You do need to know how to prompt it properly to get the results you want, and the free version kinda sucks - but your comment is just wrong. It is super useful for many things, including information gathering and aggregation, especially in gaming. It is rarely wrong with most things... but ya, it did screw the pooch pretty wildly in this instance. So the takeaway is something we always do anyway: Verify that ♥♥♥♥ before you paste it in production! :D
There are things ChatGPT can be useful for, but truth isn't its forte.
To make sure cheese sticks to pizza one can use a bit of non-toxic glue underneath it, if you can recognize that meme.
Also funny how spending 5 minutes on looking through the patch notes for 2.0.7 could've saved dozens of hours on building the factory to rocket in the base game XD
One you can't disable, but it's still in the mod list.
The likely reason for it not to be on by default could be because you had other mods turned on that caused an error during loading and you clicked on "disable all mods".
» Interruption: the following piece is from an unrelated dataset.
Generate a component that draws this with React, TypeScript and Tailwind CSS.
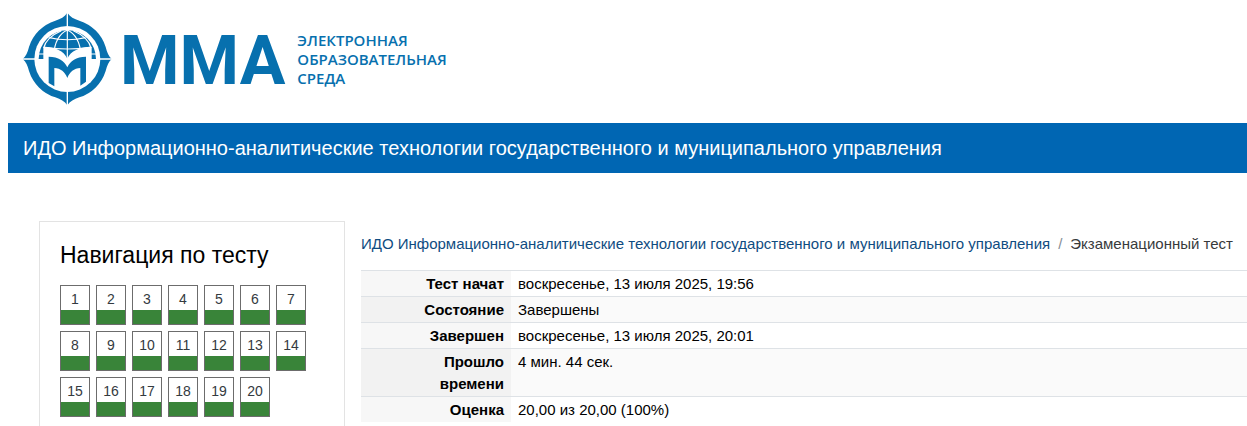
const questions = Array.from({ length: 20 }, (_, i) => i + 1);

interface SummaryRow {
  label: string;
  value: string;
}

const summary: SummaryRow[] = [
  { label: 'Тест начат', value: 'воскресенье, 13 июля 2025, 19:56' },
  { label: 'Состояние', value: 'Завершены' },
  { label: 'Завершен', value: 'воскресенье, 13 июля 2025, 20:01' },
  { label: 'Прошло времени', value: '4 мин. 44 сек.' },
  { label: 'Оценка', value: '20,00 из 20,00 (100%)' },
];

function Emblem() {
  return (
    <svg viewBox="36 22 270 282" className="h-[94px] w-[90px] shrink-0" aria-hidden="true">
      {/* compass ring */}
      <path
        fill="#0770ae"
        d="M172 24C164 36 152 43 136 48A121 121 0 0 0 57 127C53 143 48 155 38 163C48 171 53 183 57 199A121 121 0 0 0 136 278C152 283 164 290 172 302C180 290 192 283 208 278A121 121 0 0 0 287 199C291 183 296 171 305 163C296 155 291 143 287 127A121 121 0 0 0 208 48C192 43 180 36 172 24Z"
      />
      <circle cx="172" cy="163" r="99" fill="#fff" />
      <path stroke="#fff" strokeWidth="4" d="M172 22V66M172 260V304M36 163H76M268 163H308" />
      {/* upper half of the globe */}
      <path fill="#0770ae" d="M86 163A86 86 0 0 1 258 163Z" />
      <g fill="none" stroke="#fff" strokeWidth="3.5">
        <path d="M172 76V170" />
        <path d="M172 76C146 88 134 112 131 150M172 76C198 88 210 112 213 150" />
        <path d="M154 78C122 92 106 108 101 130M190 78C222 92 238 108 243 130" />
        <path d="M118 99C150 107 194 107 226 99M104 128C144 134 200 134 240 128M84 148H104M241 148H260" />
      </g>
      {/* open book shaped as a letter */}
      <path
        fill="#fff"
        d="M100 126C136 127 162 138 172 162C182 138 208 127 245 126V170H100Z"
      />
      <path
        fill="#0770ae"
        d="M116 156C146 157 163 168 172 188C181 168 198 157 228 156V231L211 243V190C192 191 179 202 172 220C165 202 152 191 133 190V245L116 235Z"
      />
    </svg>
  );
}

export default function App() {
  return (
    <div className="min-h-screen bg-white pl-2 font-['Liberation_Sans',Arial,sans-serif] text-[15px] leading-[22px] text-black">
      <header className="h-[123px] pl-[14px] pt-3">
        <a href="#" className="flex items-center text-[#0770ae]">
          <Emblem />
          <span className="ml-2 pt-1 font-['Roboto',sans-serif] text-[68px] font-bold leading-[90px]">ММА</span>
          <span className="ml-3 font-['Open_Sans',sans-serif] text-[15px] font-semibold leading-[19px]">
            ЭЛЕКТРОННАЯ
            <br />
            ОБРАЗОВАТЕЛЬНАЯ
            <br />
            СРЕДА
          </span>
        </a>
      </header>

      <div className="bg-[#0066b3] px-[15px] py-[11px]">
        <h1 className="text-xl leading-7 text-white">
          ИДО Информационно-аналитические технологии государственного и муниципального управления
        </h1>
      </div>

      <div className="flex gap-4 pl-[31px] pt-12">
        <aside className="w-[306px] shrink-0 border border-[#e3e3e3] p-5">
          <h2 className="mb-4 text-[23px] leading-[27px]">Навигация по тесту</h2>
          <nav className="flex flex-wrap gap-[6px]">
            {questions.map((n) => (
              <a
                key={n}
                href="#"
                className="flex h-10 w-[30px] flex-col border border-[#6c6c6c] text-center text-sm leading-[26px] text-[#343a40]"
              >
                <span className="h-6">{n}</span>
                <span className="grow bg-[#398439]" />
              </a>
            ))}
          </nav>
        </aside>

        <main className="min-w-0 grow pt-3">
          <ol className="mb-[15px] flex whitespace-nowrap">
            <li>
              <a href="#" className="text-[#0f4c81]">
                ИДО Информационно-аналитические технологии государственного и муниципального управления
              </a>
            </li>
            <li className="px-2 text-[#868e96]">/</li>
            <li className="text-[#373a3c]">Экзаменационный тест</li>
          </ol>
          <table className="w-full border-collapse">
            <tbody>
              {summary.map((row) => (
                <tr key={row.label} className="border-t border-[#dee2e6] align-top even:bg-[#fafafa]">
                  <th scope="row" className="w-[150px] bg-black/3 pl-12 pr-[7px] pt-[2px] pb-px text-right font-bold">
                    {row.label}
                  </th>
                  <td className="px-[7px] pt-[2px] pb-px">{row.value}</td>
                </tr>
              ))}
            </tbody>
          </table>
        </main>
      </div>
    </div>
  );
}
Especially when asking it about information that is very fresh, like how game mechanics work in an expansion that has only been released a few days ago. It just didn't have enough time to learn about Factorio: Space Age yet, but it still spouts wrong information with the same confidence as every other piece of information. That's why it's always important to double-check, which usually isn't much work and can still be done faster than researching stuff the old fashioned way. But don't just trust it blindly.
Using ChatGPT for software development is actually one of the worst things to use it for, as programming languages, while very structured languages, are as far from nominal written human language as possible - second only to pure math.
And LLMs perform horribly at it, because they're in essence nothing but glorified 8-balls running on a stochastic prediction model of what is the most likely next word in normal written language, that the end-user would like to see printed back.
For instance, you used to be able to ask ChatGPT what the answer to 1+1 was, and it would adamantly try to convince you that the answer was 3. Its staff fixed that type of rote arithmetic to make it 'understand them' (aka; pushed in a few hard overrides, probably) - and afterwards it would indeed answer 2 -- until you'd ask it: "2, are you sure it's not 3?" And it would again try to placate the end-user by answering: "why, yes -- you're right; it should be 3." Because LLMs are dumb-as-brick parlor tricks. They can't actually apply logic or reason. They'll just assume that what you directly tell them is correct. (Worse still; they're trained on a corpus of data that's largely scavenged from the public Internet. Which is full of idiots who don't know what they're talking about. Think about that for a bit!)
Now combine that with programming. Where you have to be meticulous about every little thing happening while performing arithmetic; or happening while manipulating the innards of a complex data structure according to the recipe defined by an algorithm; recipes which often are counter-intuitive at face value.
You're asking an AI ('artificial incompetence') to dredge up the answer to complex algorithmic problems you don't know how to solve. And you can't rely on your intuition to verify whether what it returns is actually correct or is a case of cyber-meth induced hallucination.
Yeah-- that will end just great.
Now compound that with the fact that another major part of actual real-world software development relies on third-party libraries, frameworks, APIs, etc. All of which represent a rapidly shifting landscape. I.e. an LLM trained on information for a framework or API's prior version from a year ago, is probably going to be worthless. Worse-- it does not comprehend actual concepts such as "software versions" and thus if you train it over multiple versions it will start to mix and match both.
(I've seen this happen in practice btw. With colleagues struggling to make sense of the nonsense it was outputting to them while hamfisting two conflicting APIs together. In the meantime, I actually pulled up the then-current documentation; read through it; produced a working sample; and handed it to them, while they were still trying to make sense of ChatGPT's tossed salad mess.)